Describing the powerful creative spirit that drives the artist, Wu Guanzhong drew an analogy with grass, which “continues to grow, even when you water it with boiling water.” If your passion for art refuses to be extinguished in the face of cruel reality, please continue your adventure. ‘Striking the mountain to shake the tiger’ will only scare off the opportunistic little monkeys and the jumpy mountain goats. The real tigers will roar in the end. My suggestion is to find a job that allows you to meet your needs and freely control your time, set a long-term creative plan and prepare for a lasting battle fraught with setbacks. We will passionately and wisely support you. Not only is the future in your hands; the honor and dignity of the gallery depends on you as well.
Jessica Zhang, Director,
Letter from the Curator to a Young Artist
I hear that you've hit another creative block. This comes as no surprise to me. Much of any professional artist's time is spent dealing with setbacks. Your predicament shows that your painting has not grown to formulaic over the past few years, and that you still face each artwork with sincerity. I am very happy to see this.

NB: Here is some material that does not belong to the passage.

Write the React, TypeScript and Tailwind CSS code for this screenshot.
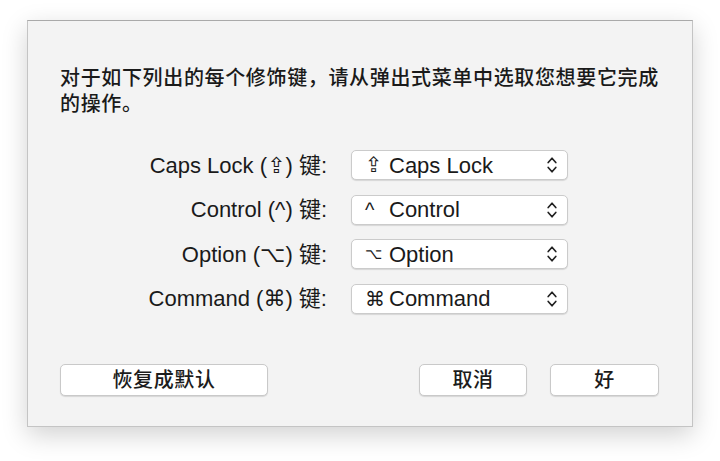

You love fishing. You once told me that the fish and the mythical dragon are very much alike -swim through waters of untold depths in complete silence. You spend much of your free time refining your fishing techniques, and working on strange problems such as how to release a fish after catching it and how to tell its age from its scales. That is why I proposed Notes on Fishing as an art project. I hoped that it would allow you to bring together your creative experiments and spiritual growth from the past few years. You painted images of a young boy alone at night in the water with a fish, coming home in the evening with a fishing pole, or sitting in a room...I see a bit of you in them. Your fishing experiences (such as your observations of the inconsistencies of fishermen by the pond, your encounter with a wild boar one night on Wild Boar Island, etc.) have imbued your paintings with fascinating and mysterious airs. I agree with your view that an artist's process of creative maturation is like a pendulum, wherein the larger the amplitude (the larger the breadth of experimentation), the more powerful it will become when it stabilizes. Notes on Fishing calls to mind the daily clashes of ideas in your artistic experiments: you in your studio with the big wooden boxes from Jingdezhen, carefully pulling the half-finished sculptures from their reed wrapping; you were wearing that robe, and at the height of discussion, tearing up your sketch; you writing the words "freedom" and "power" on the wall with an ink brush.

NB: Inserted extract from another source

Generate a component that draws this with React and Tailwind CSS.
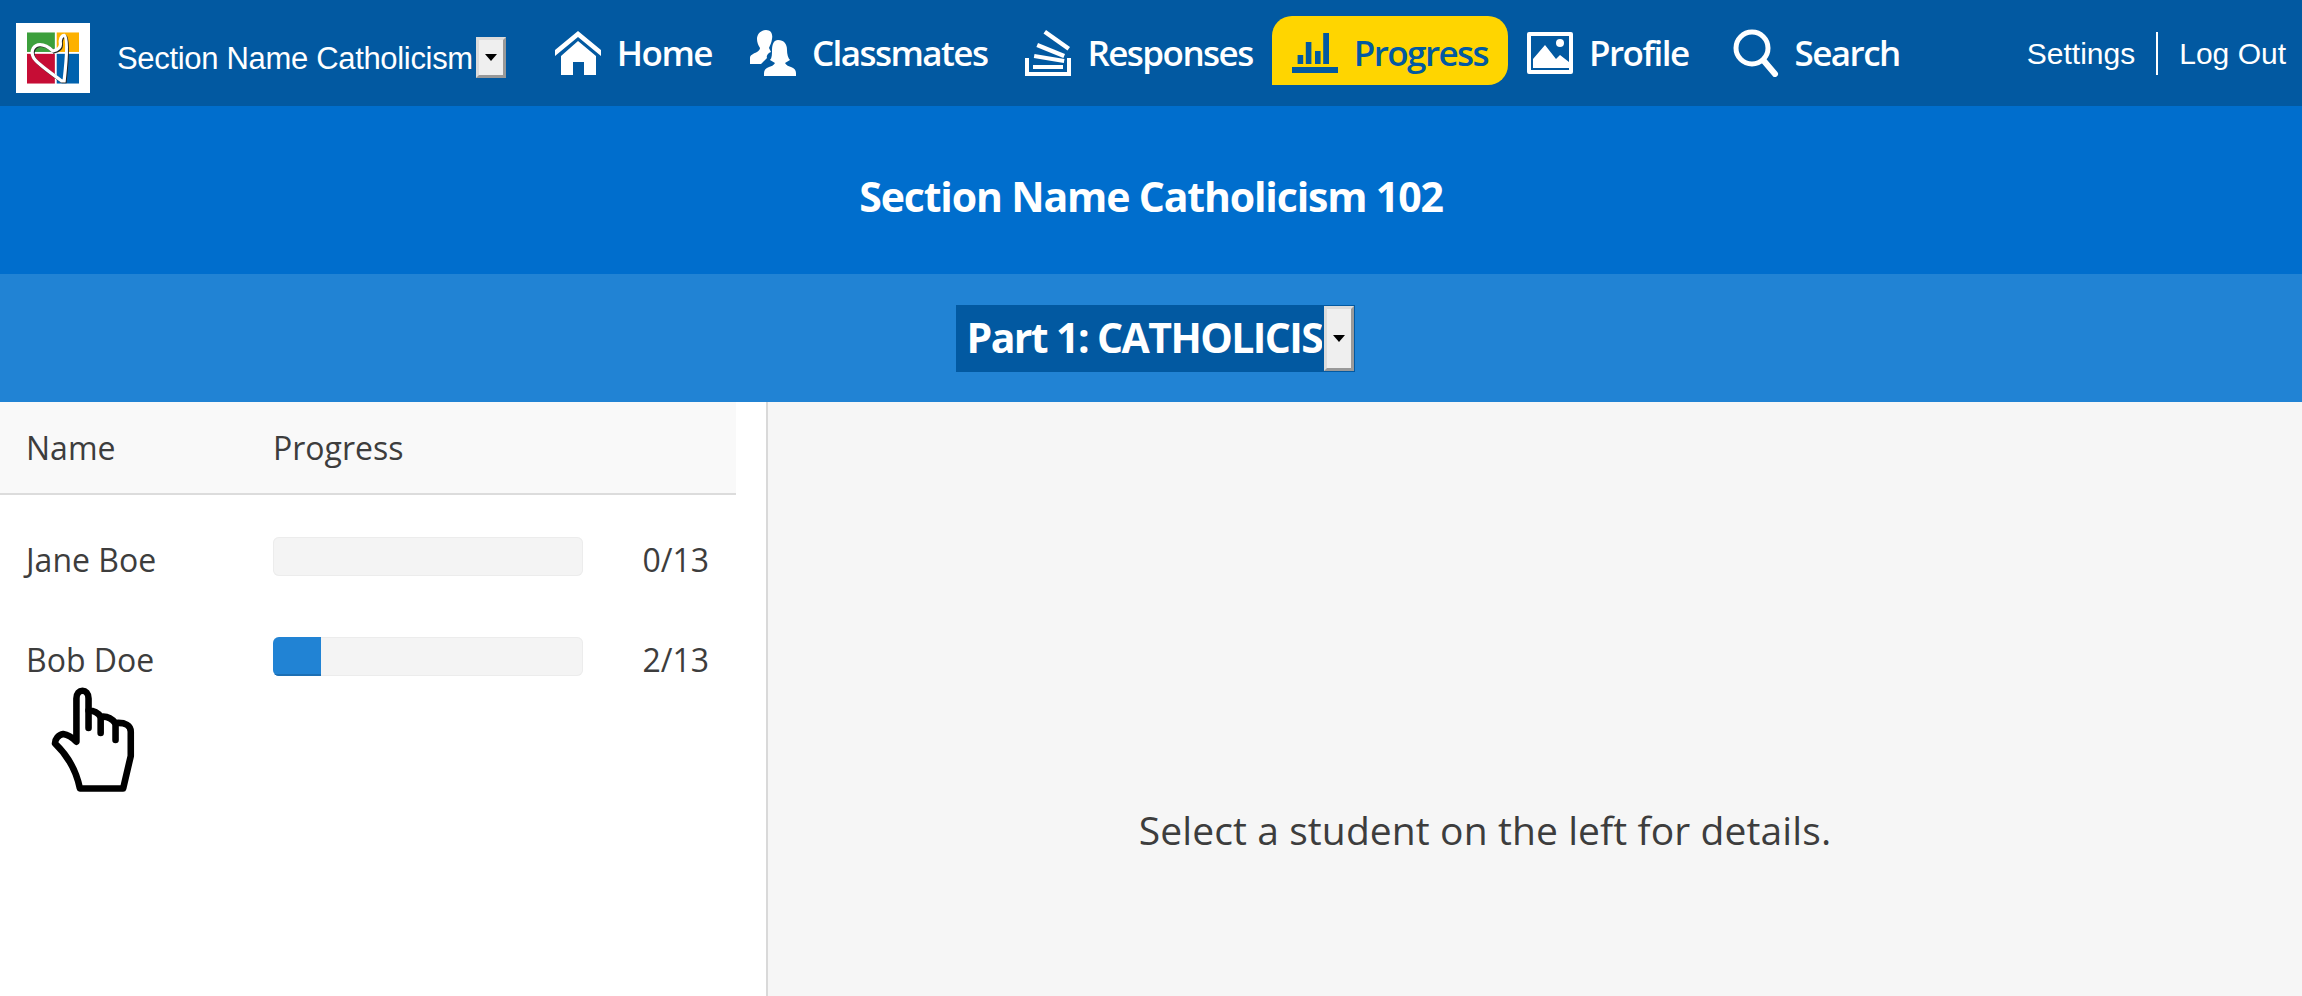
import React from 'react';

const sans = "font-['Open_Sans',sans-serif] font-stretch-[88%]";

const HomeIcon = () => (
  <svg viewBox="0 0 46 44" className="w-[46px] h-[44px]" fill="currentColor">
    <path d="M23 0 46 19v6L23 6 0 25v-6z" />
    <path d="M23 10 41 25v19H29V31H18v13H6V25z" />
  </svg>
);

const ClassmatesIcon = () => (
  <svg viewBox="0 0 46 46" className="w-[46px] h-[46px]" fill="currentColor">
    <path d="M16 0c5 0 7 4 6 9-.5 4-2 6-3 9l2 4c-3 1-5 4-4 6l-3 3-3 3H0v-6c0-3 3-4 7-6 2-1 3-3 3-4-2-3-3-6-3-9C7 4 11 0 16 0z" />
    <path d="M28 10c6 0 9 4 9 10 0 4 1 8 3 10l-5 3c1 2 3 3 6 4 3 1 5 3 5 6v3H14v-3c0-3 2-5 5-6 3-1 5-2 6-4l-5-3c2-2 2-6 2-10 0-6 2-10 6-10z" />
  </svg>
);

const ResponsesIcon = () => (
  <svg viewBox="0 0 46 46" className="w-[46px] h-[46px]" fill="currentColor">
    <path d="M0 28h4v14h38V28h4v18H0z" />
    <path d="M8 35h30v4H8z" />
    <path d="M9.500 24l30 5-.7 4-30-5z" />
    <path d="M13 13l27 11-1.600 4-27-11z" />
    <path d="M21 0l24 17-2.500 3.500-24-17z" />
  </svg>
);

const ProgressIcon = () => (
  <svg viewBox="0 0 46 40" className="w-[46px] h-[40px]" fill="currentColor">
    <path d="M0 34h46v6H0zM5.600 22h5.600v9H5.600zM13.800 9h5.600v22h-5.600zM23 18h5.600v13H23zM31.200 0H37v31h-5.800z" />
  </svg>
);

const ProfileIcon = () => (
  <svg viewBox="0 0 46 42" className="w-[46px] h-[42px]" fill="currentColor">
    <path fillRule="evenodd" d="M2 0h42a2 2 0 0 1 2 2v38a2 2 0 0 1-2 2H2a2 2 0 0 1-2-2V2a2 2 0 0 1 2-2zm2 4v34h38V4z" />
    <circle cx="33" cy="11" r="4" />
    <path d="M6 36v-9l12-14 11 14 4-4 9 7v6z" />
  </svg>
);

const SearchIcon = () => (
  <svg viewBox="0 0 46 48" className="w-[46px] h-[48px]" fill="none" stroke="currentColor">
    <circle cx="19" cy="19" r="16" strokeWidth="5" />
    <path d="M31 32 42 45" strokeWidth="6" strokeLinecap="round" />
  </svg>
);

const HandCursor = () => (
  <svg viewBox="60 50 260 320" className="w-[90px] h-[112px]" fill="#fff" stroke="#000" strokeWidth="19" strokeLinejoin="round" strokeLinecap="round">
    <path d="M145 215V90c0-30 35-30 35 0v35c12 0 26 4 35 18 14-2 30 2 42 18 30-3 45 8 45 25v70l-22 94H155c-8-40-30-90-72-130 0-12 10-25 24-27 14 2 28 12 38 22z" />
    <path d="M180 125v50M215 145v45M258 162v48" fill="none" />
  </svg>
);

const Logo = () => (
  <div className="mt-[9px] w-[74px] h-[70px] bg-white flex items-center justify-center">
    <svg viewBox="0 0 56 55" className="w-[52px] h-[52px]">
      <path d="M0 0h30v21H0z" fill="#3c9f3c" />
      <path d="M32 0h24v21H32z" fill="#fdb100" />
      <path d="M0 23h30v32H0z" fill="#c60d35" />
      <path d="M32 23h24v32H32z" fill="#0062ae" />
      <path d="M38 53C26 44 11 34 8 28 4 20 9 14 15 14c6 0 10 3 14 7 4-1 8-3 8-7-1-5 1-10 4-10 4 2 3 22 0 49z" fill="none" stroke="#222" strokeWidth="3.500" />
      <path d="M37 52C25 43 10 33 7 27 3 19 8 13 14 13c6 0 10 3 14 7 4-1 8-3 8-7-1-5 1-10 4-10 4 2 3 22 0 49z" fill="none" stroke="#fff" strokeWidth="3.500" />
    </svg>
  </div>
);

const SelectArrow = ({ className }) => (
  <div className={`${className} shrink-0 flex items-center justify-center bg-[#efefef] border-[3px] border-t-[#dcdcdc] border-l-[#dcdcdc] border-r-[#999999] border-b-[#999999]`}>
    <div className="w-0 h-0 border-x-[6px] border-x-transparent border-t-[7px] border-t-black" />
  </div>
);

const navItems = [
  { name: 'Home', icon: HomeIcon, cls: 'px-[19px]' },
  { name: 'Classmates', icon: ClassmatesIcon, cls: 'px-[19px]' },
  { name: 'Responses', icon: ResponsesIcon, cls: 'px-[19px]' },
  { name: 'Progress', icon: ProgressIcon, cls: 'px-[20px] bg-[#ffd500] text-[#0259a1] rounded-t-[20px] rounded-br-[20px]' },
  { name: 'Profile', icon: ProfileIcon, cls: 'px-[19px]' },
  { name: 'Search', icon: SearchIcon, cls: 'px-[19px] ml-[6px]' },
];

const students = [
  { name: 'Jane Boe', done: 0 },
  { name: 'Bob Doe', done: 2 },
];

export default function App() {
  return (
    <div className={`h-[996px] w-full overflow-hidden flex flex-col bg-white text-[#3d3d3d] ${sans}`}>
      {/* Top nav */}
      <nav className="h-[106px] shrink-0 bg-[#0259a1] text-white flex items-center pl-[16px] pr-[16px]">
        <Logo />
        <span className="mt-[12px] ml-[27px] font-['Liberation_Sans',sans-serif] font-stretch-normal text-[31px] tracking-[-0.32px] whitespace-nowrap">Section Name Catholicism</span>
        <SelectArrow className="mt-[9px] ml-[3px] w-[30px] h-[41px]" />
        <ul className="-mt-[6px] ml-[30px] flex items-center">
          {navItems.map((item) => {
            const Icon = item.icon;
            return (
              <li
                key={item.name}
                className={`h-[69px] pt-[6px] flex items-center gap-[16px] text-[35px] font-semibold tracking-[-1.55px] whitespace-nowrap ${item.cls}`}
              >
                <Icon />
                <span>{item.name}</span>
              </li>
            );
          })}
        </ul>
        <div className="ml-auto flex items-center font-['Liberation_Sans',sans-serif] font-stretch-normal text-[30px] whitespace-nowrap">
          <span>Settings</span>
          <span className="mx-[21px] w-[2px] h-[43px] bg-white" />
          <span>Log Out</span>
        </div>
      </nav>

      {/* Section title */}
      <header className="h-[168px] shrink-0 bg-[#006ecd] text-white flex items-center justify-center pt-[14px] text-[41px] font-bold tracking-[-1.15px]">
        Section Name Catholicism 102
      </header>

      {/* Part select */}
      <div className="h-[128px] shrink-0 bg-[#2183d4] flex items-center justify-center">
        <div className="ml-[8px] w-[399px] h-[67px] bg-[#0259a1] text-white flex items-center justify-between pl-[11px] pr-[1px] text-[41px] font-bold tracking-[-1.6px] whitespace-nowrap overflow-hidden">
          <span className="w-[355px] overflow-hidden">Part 1: CATHOLICISM</span>
          <SelectArrow className="w-[30px] h-[65px]" />
        </div>
      </div>

      <div className="flex-1 flex min-h-0">
        {/* Student list */}
        <aside className="w-[768px] shrink-0 border-r-2 border-[#d9d9d9] pr-[30px] text-[32px]">
          <div className="h-[93px] bg-[#f9f9f9] border-b-2 border-[#dcdcdc] flex items-center pl-[26px]">
            <span className="w-[247px]">Name</span>
            <span>Progress</span>
          </div>
          <ul className="pt-[11px]">
            {students.map((s) => (
              <li key={s.name} className="h-[100px] flex items-center pl-[26px] pr-[27px]">
                <span className="mt-[8px] w-[247px]">{s.name}</span>
                <div className="w-[310px] h-[39px] rounded-[6px] bg-[#f4f4f4] shadow-[inset_0_0_0_1px_#ececec] overflow-hidden">
                  <div className="h-full bg-[#2183d4] border-b-2 border-[#1c6fb4]" style={{ width: `${(s.done / 13) * 100}%` }} />
                </div>
                <span className="mt-[8px] ml-auto">{s.done}/13</span>
              </li>
            ))}
          </ul>
          <div className="-mt-[22px] ml-[47px] w-[90px]">
            <HandCursor />
          </div>
        </aside>

        {/* Details */}
        <main className="flex-1 bg-[#f6f6f6] flex justify-center pt-[399px] pr-[100px] text-[39px] tracking-[0.1px]">
          <p>Select a student on the left for details.</p>
        </main>
      </div>
    </div>
  );
}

Fishing is such a strange activity. It is the convergence of patience-stretched wisdom and serendipity, with unpredictable results. Perhaps a lifetime of squatting will amount to nothing, or perhaps an inspiring surprise will leap from the water just as hope is fading. The goal of fishing is clear, but one can never depend on the outcome. The best fishermen, like Jiang Ziya*, that legendary fisherman of old, are profound figures. For you, fishing lies somewhere between an act of life and the practice of inaction, an allusion to the creative state: hesitation, meditation, patience. Through Notes on Fishing, I have seen your probing of the essential questions of artistic creativity through pondering the "Tao of fishing". Why does an artist paint? Why is he enamored with unreal, mysterious things? Fishing becomes a metaphor for artistic creation, even the meaning of life. In these times, when the great sages are long gone, and the keys to thought have grown covered in rust, Notes on Fishing reflects the spiritual conundrum that a young artist faces here and now.

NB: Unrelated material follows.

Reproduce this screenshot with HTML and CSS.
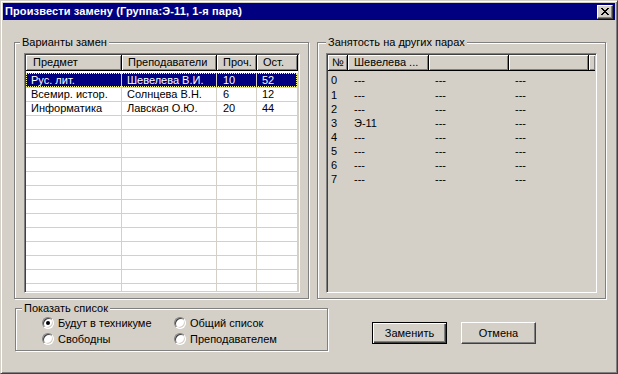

You're never satisfied with your paintings, and you make repeated changes on the canvas in a single-minded pursuit of spiritual dignity in colors, brushstrokes and facial expressions, swinging from mood to mood. You shouldn't worry about being perplexed like that. People only have self-contradictions and hesitation when they have a lot going on in their minds, and this is necessary for spiritual growth. Only through deep immersion in them will you make surprising discoveries. The profound nature of fishing lies in the process. One does not have to come home with a bucket full of fish to be a success. Now I realize that falling into your own trap is the key to unlocking yourself. Every artist is like a fisherman. In the flow of vulgar life, he chooses to be an observer. He is never washed away in the waves, and remains in lonely self-doubt. What matters is that you persevere in your belief that in these constantly changing times, painting is a quest for those "mystical traces" that transcend thought, and that this is an irreplaceable and sacred endeavor. For this you need extreme wisdom and tenacity; you need to swallow the drudgery of fishing with a smile.
It looks like we won't be able to go to Vietnam together, though I've always wanted to go. I'm scrawling out this letter to you under the lamplight, and thinking that right now you're probably under the stars in Jingdezhen, writing, pondering wooden architectural structures of ancient times, or reading ghost stories from "Liao Zhai" (Strange Tales from a Chinese Studio, Qing Dynasty), doing spiritual fishing in the midst of internal chaos. I hope you can maintain this precious vigor. Think about it, in another ten years, our sharp mental worlds might recede; I hope that your thoughts on the riverbank are always free and unrestrained.
* Jiang Ziya, also known as Jiang Shang, is said to have caught fish without the use of bait, simply hanging his straight hook in the water and exhorting the fish to grab it. (From Tales of King Wu's Punitive Expedition against Zhou.)